## START

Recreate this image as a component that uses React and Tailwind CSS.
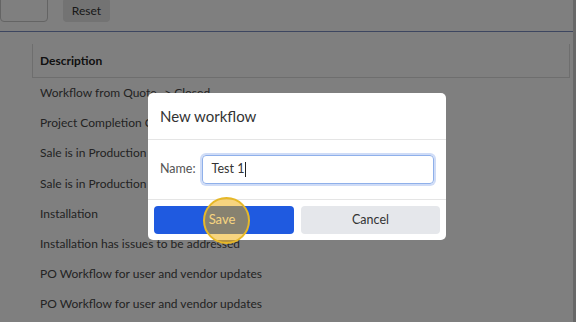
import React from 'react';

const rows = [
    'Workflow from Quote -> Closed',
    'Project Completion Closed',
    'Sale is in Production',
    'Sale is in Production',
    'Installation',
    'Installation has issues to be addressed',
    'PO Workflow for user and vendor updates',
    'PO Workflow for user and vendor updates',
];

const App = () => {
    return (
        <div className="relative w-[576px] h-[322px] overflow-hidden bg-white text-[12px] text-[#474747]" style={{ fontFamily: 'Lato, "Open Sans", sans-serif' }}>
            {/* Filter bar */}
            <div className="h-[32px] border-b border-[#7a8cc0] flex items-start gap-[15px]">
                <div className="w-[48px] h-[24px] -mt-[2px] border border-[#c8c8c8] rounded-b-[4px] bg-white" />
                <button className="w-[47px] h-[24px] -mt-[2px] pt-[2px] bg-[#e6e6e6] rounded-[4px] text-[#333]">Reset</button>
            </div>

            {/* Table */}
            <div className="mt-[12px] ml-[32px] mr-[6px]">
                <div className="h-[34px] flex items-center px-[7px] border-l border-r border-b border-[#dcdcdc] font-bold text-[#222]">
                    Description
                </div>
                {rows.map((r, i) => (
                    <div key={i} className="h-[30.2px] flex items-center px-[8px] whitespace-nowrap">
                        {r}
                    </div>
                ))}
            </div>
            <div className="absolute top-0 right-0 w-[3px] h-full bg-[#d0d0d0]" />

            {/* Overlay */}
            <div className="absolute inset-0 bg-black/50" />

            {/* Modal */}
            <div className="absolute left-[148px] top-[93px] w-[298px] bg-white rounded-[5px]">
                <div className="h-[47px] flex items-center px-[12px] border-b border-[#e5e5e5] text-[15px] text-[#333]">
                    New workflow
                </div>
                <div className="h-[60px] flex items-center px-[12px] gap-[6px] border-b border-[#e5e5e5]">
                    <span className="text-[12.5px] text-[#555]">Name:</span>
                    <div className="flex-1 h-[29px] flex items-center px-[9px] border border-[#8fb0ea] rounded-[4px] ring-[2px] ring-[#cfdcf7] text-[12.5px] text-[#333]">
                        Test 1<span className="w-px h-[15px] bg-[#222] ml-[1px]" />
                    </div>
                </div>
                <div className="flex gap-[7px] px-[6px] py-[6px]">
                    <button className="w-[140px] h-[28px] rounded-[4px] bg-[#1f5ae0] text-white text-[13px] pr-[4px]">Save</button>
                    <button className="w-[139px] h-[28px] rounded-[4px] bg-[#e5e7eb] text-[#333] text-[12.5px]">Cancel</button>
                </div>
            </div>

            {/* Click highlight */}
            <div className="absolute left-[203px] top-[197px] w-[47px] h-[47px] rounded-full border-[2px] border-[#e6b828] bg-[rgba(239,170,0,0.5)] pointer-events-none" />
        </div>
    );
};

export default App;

## END

- _WORK TO BE COMPLETED_: In the copy, include no pictures; restate the listing above exactly.

- _RESPONSE_:
Recreate this image as a component that uses React and Tailwind CSS.
import React from 'react';

const rows = [
    'Workflow from Quote -> Closed',
    'Project Completion Closed',
    'Sale is in Production',
    'Sale is in Production',
    'Installation',
    'Installation has issues to be addressed',
    'PO Workflow for user and vendor updates',
    'PO Workflow for user and vendor updates',
];

const App = () => {
    return (
        <div className="relative w-[576px] h-[322px] overflow-hidden bg-white text-[12px] text-[#474747]" style={{ fontFamily: 'Lato, "Open Sans", sans-serif' }}>
            {/* Filter bar */}
            <div className="h-[32px] border-b border-[#7a8cc0] flex items-start gap-[15px]">
                <div className="w-[48px] h-[24px] -mt-[2px] border border-[#c8c8c8] rounded-b-[4px] bg-white" />
                <button className="w-[47px] h-[24px] -mt-[2px] pt-[2px] bg-[#e6e6e6] rounded-[4px] text-[#333]">Reset</button>
            </div>

            {/* Table */}
            <div className="mt-[12px] ml-[32px] mr-[6px]">
                <div className="h-[34px] flex items-center px-[7px] border-l border-r border-b border-[#dcdcdc] font-bold text-[#222]">
                    Description
                </div>
                {rows.map((r, i) => (
                    <div key={i} className="h-[30.2px] flex items-center px-[8px] whitespace-nowrap">
                        {r}
                    </div>
                ))}
            </div>
            <div className="absolute top-0 right-0 w-[3px] h-full bg-[#d0d0d0]" />

            {/* Overlay */}
            <div className="absolute inset-0 bg-black/50" />

            {/* Modal */}
            <div className="absolute left-[148px] top-[93px] w-[298px] bg-white rounded-[5px]">
                <div className="h-[47px] flex items-center px-[12px] border-b border-[#e5e5e5] text-[15px] text-[#333]">
                    New workflow
                </div>
                <div className="h-[60px] flex items-center px-[12px] gap-[6px] border-b border-[#e5e5e5]">
                    <span className="text-[12.5px] text-[#555]">Name:</span>
                    <div className="flex-1 h-[29px] flex items-center px-[9px] border border-[#8fb0ea] rounded-[4px] ring-[2px] ring-[#cfdcf7] text-[12.5px] text-[#333]">
                        Test 1<span className="w-px h-[15px] bg-[#222] ml-[1px]" />
                    </div>
                </div>
                <div className="flex gap-[7px] px-[6px] py-[6px]">
                    <button className="w-[140px] h-[28px] rounded-[4px] bg-[#1f5ae0] text-white text-[13px] pr-[4px]">Save</button>
                    <button className="w-[139px] h-[28px] rounded-[4px] bg-[#e5e7eb] text-[#333] text-[12.5px]">Cancel</button>
                </div>
            </div>

            {/* Click highlight */}
            <div className="absolute left-[203px] top-[197px] w-[47px] h-[47px] rounded-full border-[2px] border-[#e6b828] bg-[rgba(239,170,0,0.5)] pointer-events-none" />
        </div>
    );
};

export default App;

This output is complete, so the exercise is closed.